COVID-19 also did not have to teach us that communities of color are at greater risk. It was no surprise to me that the U.S. hit 100,000 deaths from COVID at the same time that George Floyd’s murder was so widely broadcast. Americans have stood by watching as people of color die over and over again during the course of the pandemic. Many have watched at a distance, in the news headlines and in the stats, but not up close. It’s not the people they know, because America is as segregated as it’s been in decades. We are segregated in our housing, in our schools, in our work, and in our health. Black and brown communities are more likely to live in dense, multigenerational homes. Their neighborhoods are underserved by health-care facilities and pharmacies.
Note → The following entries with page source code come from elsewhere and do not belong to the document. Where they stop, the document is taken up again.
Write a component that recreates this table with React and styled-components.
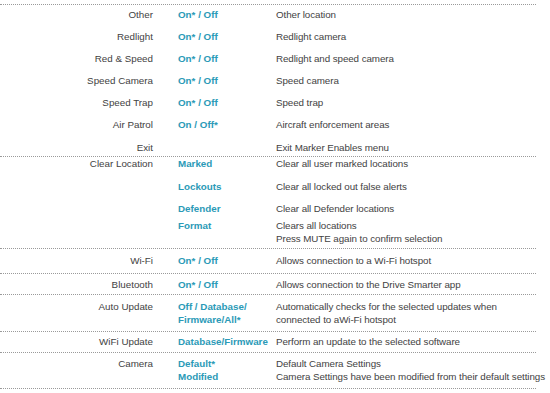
import styled, { createGlobalStyle } from "styled-components";

const GlobalStyle = createGlobalStyle`
  body {
    margin: 0;
    background: #fff;
    font-family: "Liberation Sans", Arial, sans-serif;
  }
`;

const sections = [
  {
    pt: 2.5,
    pb: 2.3,
    rows: [
      { label: "Other", value: "On* / Off", desc: ["Other location"] },
      { label: "Redlight", value: "On* / Off", desc: ["Redlight camera"] },
      { label: "Red & Speed", value: "On* / Off", desc: ["Redlight and speed camera"] },
      { label: "Speed Camera", value: "On* / Off", desc: ["Speed camera"] },
      { label: "Speed Trap", value: "On* / Off", desc: ["Speed trap"] },
      { label: "Air Patrol", value: "On / Off*", desc: ["Aircraft enforcement areas"] },
      { label: "Exit", value: "", desc: ["Exit Marker Enables menu"] },
    ],
  },
  {
    pt: 0.5,
    pb: 2.5,
    rows: [
      { label: "Clear Location", value: "Marked", desc: ["Clear all user marked locations"] },
      { label: "", value: "Lockouts", desc: ["Clear all locked out false alerts"] },
      { label: "", value: "Defender", desc: ["Clear all Defender locations"] },
      {
        label: "",
        value: "Format",
        pull: 4.6,
        desc: ["Clears all locations", "Press MUTE again to confirm selection"],
      },
    ],
  },
  {
    pt: 5.5,
    pb: 5.5,
    rows: [{ label: "Wi-Fi", value: "On* / Off", desc: ["Allows connection to a Wi-Fi hotspot"] }],
  },
  {
    pt: 4.5,
    pb: 2.5,
    rows: [
      { label: "Bluetooth", value: "On* / Off", desc: ["Allows connection to the Drive Smarter app"] },
    ],
  },
  {
    pt: 5.5,
    pb: 4.5,
    rows: [
      {
        label: "Auto Update",
        value: ["Off / Database/", "Firmware/All*"],
        desc: ["Automatically checks for the selected updates when", "connected to aWi-Fi hotspot"],
      },
    ],
  },
  {
    pt: 3,
    pb: 4,
    rows: [
      {
        label: "WiFi Update",
        value: "Database/Firmware",
        desc: ["Perform an update to the selected software"],
      },
    ],
  },
  {
    pt: 4.5,
    pb: 4.5,
    rows: [
      { label: "Camera", value: "Default*", desc: ["Default Camera Settings"] },
      {
        label: "",
        value: "Modified",
        pull: 9.2,
        desc: ["Camera Settings have been modified from their default settings"],
      },
    ],
  },
];

function Lines({ items }) {
  const list = Array.isArray(items) ? items : [items];
  return list.map((t, i) => (
    <span key={i}>
      {t}
      {i < list.length - 1 && <br />}
    </span>
  ));
}

export default function App() {
  return (
    <>
      <GlobalStyle />
      <Table>
        {sections.map((s, i) => (
          <Section key={i} $pt={s.pt} $pb={s.pb}>
            {s.rows.map((r, j) => (
              <Row key={j} $pull={r.pull || 0}>
                <Label>{r.label}</Label>
                <Value>
                  <Lines items={r.value} />
                </Value>
                <Desc>
                  <Lines items={r.desc} />
                </Desc>
              </Row>
            ))}
          </Section>
        ))}
      </Table>
    </>
  );
}

const Table = styled.div`
  width: 536px;
  margin-top: 4px;
  border-top: 1px dotted #9a9a9a;
  font-size: 9.8px;
  line-height: 13px;
  color: #424242;
`;

const Section = styled.div`
  display: flex;
  flex-direction: column;
  gap: 9.2px;
  padding: ${(p) => p.$pt}px 0 ${(p) => p.$pb}px;
  border-bottom: 1px dotted #9a9a9a;
`;

const Row = styled.div`
  display: grid;
  grid-template-columns: 153px 123px 1fr;
  margin-top: ${(p) => -p.$pull}px;
`;

const Label = styled.div`
  text-align: right;
  white-space: nowrap;
`;

const Value = styled.div`
  padding-left: 25px;
  white-space: nowrap;
  color: #2b9ab7;
  font-weight: 700;
`;

const Desc = styled.div`
  white-space: nowrap;
  letter-spacing: -0.08px;
`;
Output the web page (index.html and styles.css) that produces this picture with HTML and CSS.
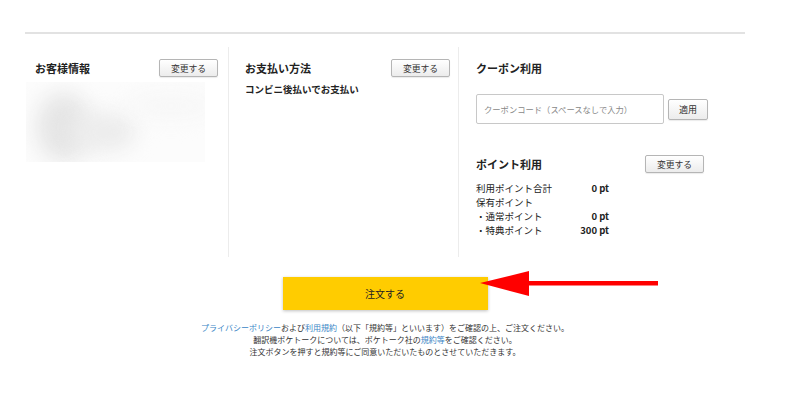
FILE: index.html
```html
<!DOCTYPE html>
<html lang="ja">
<head>
<meta charset="utf-8">
<title>注文確認</title>
<link rel="stylesheet" href="styles.css">
</head>
<body>
<div class="page">
  <div class="cols">
    <section class="col col-customer">
      <div class="head-row">
        <h2 class="title">お客様情報</h2>
        <button class="btn">変更する</button>
      </div>
      <div class="blurred"><div class="blob b1"></div><div class="blob b2"></div><div class="blob b3"></div></div>
    </section>
    <section class="col col-pay">
      <div class="head-row">
        <h2 class="title">お支払い方法</h2>
        <button class="btn">変更する</button>
      </div>
      <p class="pay-text">コンビニ後払いでお支払い</p>
    </section>
    <section class="col col-coupon">
      <div class="head-row plain">
        <h2 class="title">クーポン利用</h2>
      </div>
      <div class="coupon-row">
        <div class="coupon-input">クーポンコード（スペースなしで入力）</div>
        <button class="btn btn-apply">適用</button>
      </div>
      <div class="head-row points-head">
        <h2 class="title">ポイント利用</h2>
        <button class="btn">変更する</button>
      </div>
      <div class="points">
        <div class="prow"><span>利用ポイント合計</span><b>0 pt</b></div>
        <div class="prow"><span>保有ポイント</span></div>
        <div class="prow"><span>・通常ポイント</span><b>0 pt</b></div>
        <div class="prow"><span>・特典ポイント</span><b>300 pt</b></div>
      </div>
    </section>
  </div>
  <div class="order">
    <button class="order-btn">注文する</button>
  </div>
  <div class="notes">
    <p><a>プライバシーポリシー</a>および<a>利用規約</a>（以下「規約等」といいます）をご確認の上、ご注文ください。</p>
    <p>翻訳機ポケトークについては、ポケトーク社の<a>規約等</a>をご確認ください。</p>
    <p>注文ボタンを押すと規約等にご同意いただいたものとさせていただきます。</p>
  </div>
  <svg class="arrow" width="190" height="34" viewBox="0 0 190 34">
    <polygon points="2,14 51,2 51,27" fill="#ff0000"/>
    <rect x="48" y="12" width="132" height="4.5" fill="#ff0000"/>
  </svg>
</div>
</body>
</html>
```

FILE: styles.css
```css
* { box-sizing: border-box; }
html, body { margin: 0; padding: 0; background: #fff; }
body {
  font-family: "Noto Sans CJK JP", "Noto Sans", sans-serif;
  color: #222;
  width: 800px;
  height: 400px;
  overflow: hidden;
}
.page {
  position: relative;
  padding-top: 32px;
}
.cols {
  margin-left: 25px;
  width: 720px;
  border-top: 2px solid #e2e2e2;
  display: grid;
  grid-template-columns: 203px 230px 287px;
}
.col {
  margin-top: 13px;
  height: 210px;
  padding-top: 12px;
}
.col-customer { padding-left: 10px; padding-right: 10px; }
.col-pay { border-left: 1px solid #ececec; padding-left: 16px; padding-right: 8px; }
.col-coupon { border-left: 1px solid #ececec; padding-left: 17px; padding-right: 10px; }
.head-row {
  display: flex;
  align-items: center;
  justify-content: space-between;
  height: 18px;
}
.title {
  margin: 0;
  font-size: 11px;
  font-weight: 700;
  line-height: 18px;
}
.btn {
  font-family: inherit;
  font-size: 8.8px;
  color: #333;
  width: 59px;
  height: 18px;
  padding: 0;
  border: 1px solid #b5b5b5;
  border-radius: 2px;
  background: linear-gradient(#ffffff, #ececec);
  box-shadow: 0 1px 1px rgba(0,0,0,0.08);
}
.blurred {
  position: relative;
  margin-top: 5px;
  margin-left: -9px;
  width: 179px;
  height: 80px;
  overflow: hidden;
  background: #fcfcfc;
}
.blob { position: absolute; border-radius: 50%; filter: blur(10px); }
.b1 { left: 10px; top: 10px; width: 55px; height: 70px; background: #e6e6e6; }
.b2 { left: 45px; top: 30px; width: 65px; height: 40px; background: #ececec; }
.b3 { left: 100px; top: 10px; width: 90px; height: 28px; background: #f7f7f7; }
.pay-text {
  margin: 5px 0 0;
  font-size: 9.5px;
  font-weight: 700;
  line-height: 14px;
}
.coupon-row {
  margin-top: 17px;
  display: flex;
  align-items: center;
  gap: 4px;
}
.coupon-input {
  width: 188px;
  height: 30px;
  border: 1px solid #c8c8c8;
  border-radius: 2px;
  padding-left: 7px;
  font-size: 8.3px;
  line-height: 28px;
  color: #888;
  white-space: nowrap;
}
.btn-apply { width: 40px; height: 21px; font-size: 9px; }
.points-head { margin-top: 31px; width: 228px; }
.points { margin-top: 8px; width: 133px; }
.prow {
  display: flex;
  justify-content: space-between;
  font-size: 9.5px;
  line-height: 14px;
}
.prow b { font-weight: 700; }
.order {
  display: flex;
  justify-content: center;
  margin-left: 25px;
  width: 720px;
  margin-top: 20px;
}
.order-btn {
  font-family: inherit;
  width: 205px;
  height: 33px;
  border: none;
  background: #ffcc00;
  color: #222;
  font-size: 10px;
  box-shadow: 0 1px 3px rgba(0,0,0,0.25);
}
.notes {
  margin-left: 25px;
  width: 720px;
  margin-top: 12px;
  text-align: center;
  font-size: 8px;
  line-height: 12px;
  color: #333;
}
.notes p { margin: 0; }
.notes a { color: #3b86c6; }
.arrow {
  position: absolute;
  left: 478px;
  top: 269px;
}
```
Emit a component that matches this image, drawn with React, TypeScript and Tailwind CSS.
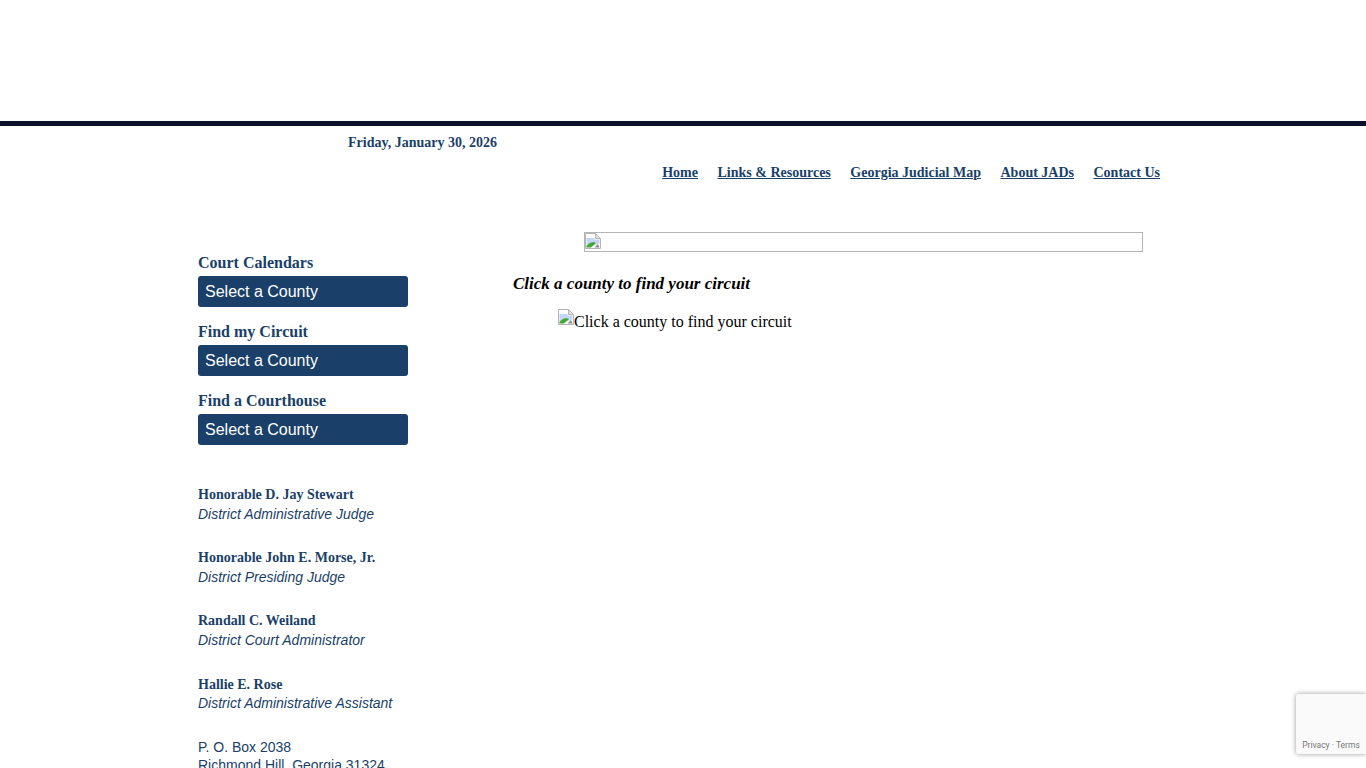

Many schools serving majority Black or Latino student populations have health and safety problems such as poor indoor ventilation, facilitating transmission of SARS-CoV-2. Essential workers remain excluded from New Deal–era federal laws and do not enjoy adequate health and safety protections on the job, or decent wages.

Earlier this week, the journalist Matthew Walther argued in The Atlantic that many Americans do not care about COVID. This, sadly, is true. But it’s also callous. What it really means is that many Americans don’t care about the people who have died from COVID, and who will keep dying of COVID. To those who do not care, I say: COVID not only is worth fighting, it’s something we have to fight, whether we all want to or not. Even if you don’t care about dying strangers, those deaths—and all the complications that come with rampant disease spread—take a toll on all of us. A total of 7 million Americans are currently unemployed. According to a U.S. Census Bureau survey of American households this fall, almost 4 million Americans said they weren’t working because they were caring for someone or sick themselves with COVID symptoms; almost 2.5 million, because they were concerned about getting or spreading SARS-CoV-2; about 4.5 million, because they’d been laid off or furloughed due to the pandemic; and more than 3.2 million, because their employer had closed temporarily or permanently due to the pandemic.

Employers are anxious to get people back to work and back in the office. But any argument that everyone merely should throw up their arms and learn to live with COVID as we continue down our path toward endemicity dismisses very real fears. People will resume their lives when they feel safe. Right now, more than 1,000 Americans are dying from COVID per day, and as people gather for the holidays and the Omicron variant spreads, those numbers will trend up in the coming weeks. To communities where people are dying, these are not acceptable losses. They should be scared of dying from COVID, especially when they know their lives aren’t valued.